Problem description:
Determine which lines contain the word "index", then copy those lines.

--------------------------------

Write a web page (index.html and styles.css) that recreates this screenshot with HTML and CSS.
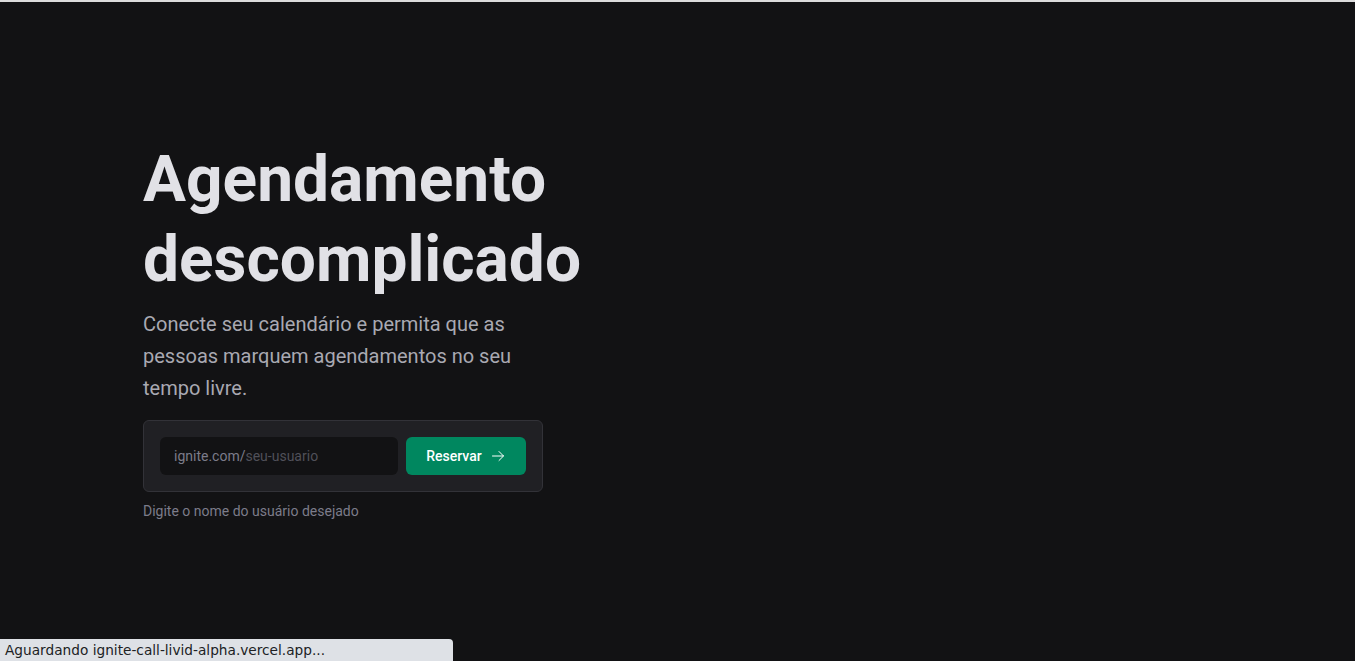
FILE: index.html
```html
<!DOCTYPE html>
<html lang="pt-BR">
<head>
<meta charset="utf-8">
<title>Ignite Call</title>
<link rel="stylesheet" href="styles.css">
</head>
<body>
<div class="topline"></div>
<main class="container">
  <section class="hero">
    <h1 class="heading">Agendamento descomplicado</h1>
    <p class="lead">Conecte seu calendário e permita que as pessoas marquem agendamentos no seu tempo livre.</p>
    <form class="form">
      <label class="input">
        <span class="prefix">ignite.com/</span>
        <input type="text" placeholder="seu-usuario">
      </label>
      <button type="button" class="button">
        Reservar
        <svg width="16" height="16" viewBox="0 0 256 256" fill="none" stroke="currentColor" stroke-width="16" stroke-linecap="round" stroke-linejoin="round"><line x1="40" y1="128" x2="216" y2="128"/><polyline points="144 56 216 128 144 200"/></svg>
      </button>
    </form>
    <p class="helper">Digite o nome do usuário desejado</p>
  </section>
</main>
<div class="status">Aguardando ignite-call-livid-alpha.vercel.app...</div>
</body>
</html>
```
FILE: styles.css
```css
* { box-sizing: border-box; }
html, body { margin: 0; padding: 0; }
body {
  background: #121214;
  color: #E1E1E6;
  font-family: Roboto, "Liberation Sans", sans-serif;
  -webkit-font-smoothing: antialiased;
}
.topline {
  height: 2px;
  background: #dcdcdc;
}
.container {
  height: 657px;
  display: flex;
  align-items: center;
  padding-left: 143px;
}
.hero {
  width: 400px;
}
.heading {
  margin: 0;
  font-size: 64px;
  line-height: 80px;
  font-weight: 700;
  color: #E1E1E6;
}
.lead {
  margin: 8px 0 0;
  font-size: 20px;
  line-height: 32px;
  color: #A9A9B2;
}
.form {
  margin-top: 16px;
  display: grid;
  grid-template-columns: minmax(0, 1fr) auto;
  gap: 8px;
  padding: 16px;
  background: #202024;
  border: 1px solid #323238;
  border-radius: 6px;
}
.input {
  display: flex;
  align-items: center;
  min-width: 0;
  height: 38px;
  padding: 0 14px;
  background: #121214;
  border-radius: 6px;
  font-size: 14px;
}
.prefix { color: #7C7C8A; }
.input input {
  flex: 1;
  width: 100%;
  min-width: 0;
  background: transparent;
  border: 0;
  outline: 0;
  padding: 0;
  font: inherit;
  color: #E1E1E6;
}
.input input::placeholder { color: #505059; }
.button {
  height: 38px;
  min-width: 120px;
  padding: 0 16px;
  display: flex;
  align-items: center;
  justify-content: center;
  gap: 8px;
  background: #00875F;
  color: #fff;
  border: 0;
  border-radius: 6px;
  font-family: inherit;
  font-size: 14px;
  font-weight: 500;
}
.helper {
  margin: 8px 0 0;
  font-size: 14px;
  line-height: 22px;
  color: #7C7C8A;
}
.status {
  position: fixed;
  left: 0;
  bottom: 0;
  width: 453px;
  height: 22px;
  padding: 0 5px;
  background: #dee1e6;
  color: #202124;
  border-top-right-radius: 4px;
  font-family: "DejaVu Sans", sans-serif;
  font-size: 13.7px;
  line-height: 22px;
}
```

--------------------------------

Problem solution:
Write a web page (index.html and styles.css) that recreates this screenshot with HTML and CSS.
FILE: index.html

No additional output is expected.